*PROVIDED DATA:*

[Start]

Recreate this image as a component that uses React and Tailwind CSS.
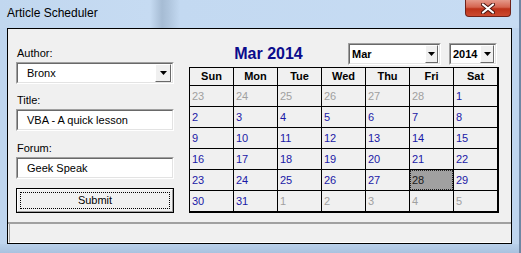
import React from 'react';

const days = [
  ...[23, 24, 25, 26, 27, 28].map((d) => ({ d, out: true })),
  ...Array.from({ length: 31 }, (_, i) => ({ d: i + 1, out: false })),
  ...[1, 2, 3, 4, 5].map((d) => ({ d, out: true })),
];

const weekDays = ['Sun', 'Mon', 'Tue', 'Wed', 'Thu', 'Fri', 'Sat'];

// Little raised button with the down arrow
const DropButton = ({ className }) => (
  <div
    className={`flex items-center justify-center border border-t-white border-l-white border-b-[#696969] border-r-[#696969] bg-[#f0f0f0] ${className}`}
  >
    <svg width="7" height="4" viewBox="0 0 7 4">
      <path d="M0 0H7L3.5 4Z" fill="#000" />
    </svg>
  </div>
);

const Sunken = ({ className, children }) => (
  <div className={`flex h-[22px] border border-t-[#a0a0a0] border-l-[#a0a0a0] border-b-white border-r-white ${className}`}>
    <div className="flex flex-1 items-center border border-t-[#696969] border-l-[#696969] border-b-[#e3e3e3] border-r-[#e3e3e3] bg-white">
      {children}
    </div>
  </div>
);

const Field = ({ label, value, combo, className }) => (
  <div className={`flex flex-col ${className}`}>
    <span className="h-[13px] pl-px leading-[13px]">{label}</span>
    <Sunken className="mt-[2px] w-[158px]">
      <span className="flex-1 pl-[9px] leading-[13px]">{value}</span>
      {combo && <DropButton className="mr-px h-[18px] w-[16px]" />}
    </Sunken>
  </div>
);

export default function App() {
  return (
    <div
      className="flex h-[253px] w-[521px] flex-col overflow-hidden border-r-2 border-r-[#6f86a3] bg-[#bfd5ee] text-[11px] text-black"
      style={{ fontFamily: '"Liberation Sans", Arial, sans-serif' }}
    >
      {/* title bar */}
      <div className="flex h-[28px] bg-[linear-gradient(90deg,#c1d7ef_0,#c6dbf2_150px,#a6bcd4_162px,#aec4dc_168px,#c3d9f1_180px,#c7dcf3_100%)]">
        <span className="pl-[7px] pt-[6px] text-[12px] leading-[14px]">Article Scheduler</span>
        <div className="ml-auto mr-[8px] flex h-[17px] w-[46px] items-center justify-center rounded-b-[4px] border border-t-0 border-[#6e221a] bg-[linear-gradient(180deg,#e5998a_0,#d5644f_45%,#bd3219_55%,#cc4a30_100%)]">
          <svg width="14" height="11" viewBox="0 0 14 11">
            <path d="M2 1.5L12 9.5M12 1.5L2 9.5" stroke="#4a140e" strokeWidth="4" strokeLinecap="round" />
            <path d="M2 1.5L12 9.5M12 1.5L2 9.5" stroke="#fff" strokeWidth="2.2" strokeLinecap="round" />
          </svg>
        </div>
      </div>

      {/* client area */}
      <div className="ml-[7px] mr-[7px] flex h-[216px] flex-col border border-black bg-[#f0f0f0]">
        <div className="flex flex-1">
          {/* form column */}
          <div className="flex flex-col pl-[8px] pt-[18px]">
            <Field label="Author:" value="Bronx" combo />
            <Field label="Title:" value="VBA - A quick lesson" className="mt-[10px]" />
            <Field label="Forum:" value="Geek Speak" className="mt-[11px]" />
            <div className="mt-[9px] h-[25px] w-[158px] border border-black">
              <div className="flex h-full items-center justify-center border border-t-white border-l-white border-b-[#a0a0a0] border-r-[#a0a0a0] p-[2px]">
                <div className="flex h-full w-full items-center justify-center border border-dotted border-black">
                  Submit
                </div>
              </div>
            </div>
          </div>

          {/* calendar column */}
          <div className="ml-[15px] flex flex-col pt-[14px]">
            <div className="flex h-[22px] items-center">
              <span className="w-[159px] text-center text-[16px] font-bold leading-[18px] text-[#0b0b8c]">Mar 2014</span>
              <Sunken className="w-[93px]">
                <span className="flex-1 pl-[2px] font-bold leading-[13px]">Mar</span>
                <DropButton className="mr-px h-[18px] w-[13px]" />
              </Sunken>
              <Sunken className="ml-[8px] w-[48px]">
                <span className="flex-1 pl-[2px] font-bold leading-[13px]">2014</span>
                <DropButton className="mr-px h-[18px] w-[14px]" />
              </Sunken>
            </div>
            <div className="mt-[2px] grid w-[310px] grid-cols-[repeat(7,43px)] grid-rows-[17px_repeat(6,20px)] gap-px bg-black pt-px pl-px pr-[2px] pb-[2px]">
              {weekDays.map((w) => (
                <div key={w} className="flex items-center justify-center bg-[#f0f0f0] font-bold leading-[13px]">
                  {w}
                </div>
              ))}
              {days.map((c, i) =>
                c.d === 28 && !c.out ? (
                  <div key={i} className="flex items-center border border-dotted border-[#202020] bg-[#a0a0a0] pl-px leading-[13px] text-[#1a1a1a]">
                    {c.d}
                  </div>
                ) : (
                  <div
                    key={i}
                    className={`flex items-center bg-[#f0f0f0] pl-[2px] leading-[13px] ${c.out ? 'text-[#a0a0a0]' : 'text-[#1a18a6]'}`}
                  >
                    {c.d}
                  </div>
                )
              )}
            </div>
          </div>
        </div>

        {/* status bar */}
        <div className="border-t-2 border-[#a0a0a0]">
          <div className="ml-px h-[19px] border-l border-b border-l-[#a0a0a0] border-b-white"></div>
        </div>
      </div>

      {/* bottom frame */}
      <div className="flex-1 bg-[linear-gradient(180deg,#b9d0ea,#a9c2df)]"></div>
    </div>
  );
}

[End]

*EXERCISE INSTRUCTIONS:*
Copy nothing but the lines from the top of the material through the line holding "['Sun', 'Mon', 'Tue', 'Wed', 'Thu', 'Fri', 'Sat'];", exactly as written; omit pictures.

*EXERCISE RESULT:*
Recreate this image as a component that uses React and Tailwind CSS.
import React from 'react';

const days = [
  ...[23, 24, 25, 26, 27, 28].map((d) => ({ d, out: true })),
  ...Array.from({ length: 31 }, (_, i) => ({ d: i + 1, out: false })),
  ...[1, 2, 3, 4, 5].map((d) => ({ d, out: true })),
];

const weekDays = ['Sun', 'Mon', 'Tue', 'Wed', 'Thu', 'Fri', 'Sat'];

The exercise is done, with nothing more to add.